We are recommending expanding the scope of the originally proposed Rule 12h-6 in two respects. First, a foreign company that terminated or suspended its Exchange Act reporting obligations under the current rules before the effective date of the new rule would be eligible to obtain the benefits of termination under Rule 12h-6. Second, a foreign issuer that has succeeded to the Exchange Act reporting obligations of an acquired company would be eligible to terminate those reporting obligations under Rule 12h-6 shortly after succession.

Finally, the reproposed rule amendments would enable a foreign private issuer to claim the exemption under Exchange Act Rule 12g3-2(b) immediately upon its termination of reporting regarding a class of equity securities under Rule 12h-6. In order to maintain the exemption, a foreign private issuer would have to publish in English the material home country documents required by Rule 12g3-2(b) on its Internet website or through an electronic information delivery system that is generally available to the public in its primary trading market.
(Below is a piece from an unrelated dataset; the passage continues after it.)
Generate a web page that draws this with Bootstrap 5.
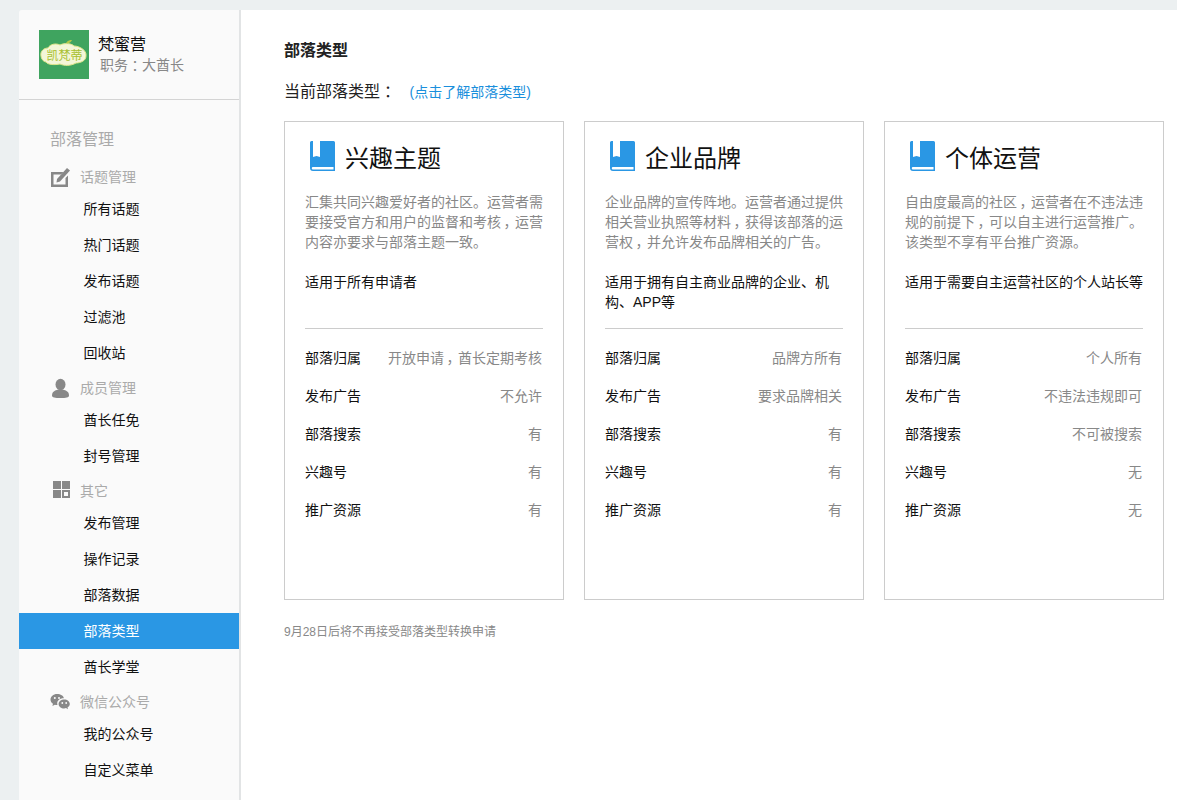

This provision would benefit U.S. investors who seek to continue to invest in the securities of a former Exchange Act reporting foreign company by helping to ensure that material information about the company and its securities is available in English and readily accessible. In order to bolster U.S. investor benefits, we recommend permitting all companies that obtain the Rule 12g3-2(b) exemption upon application to the Commission, and not just through Rule 12h-6, to maintain the exemption through the Internet posting of material home country documents.

Because of the advanced stage of this rulemaking, we are recommending a 30 day comment period. We are now ready to take your questions.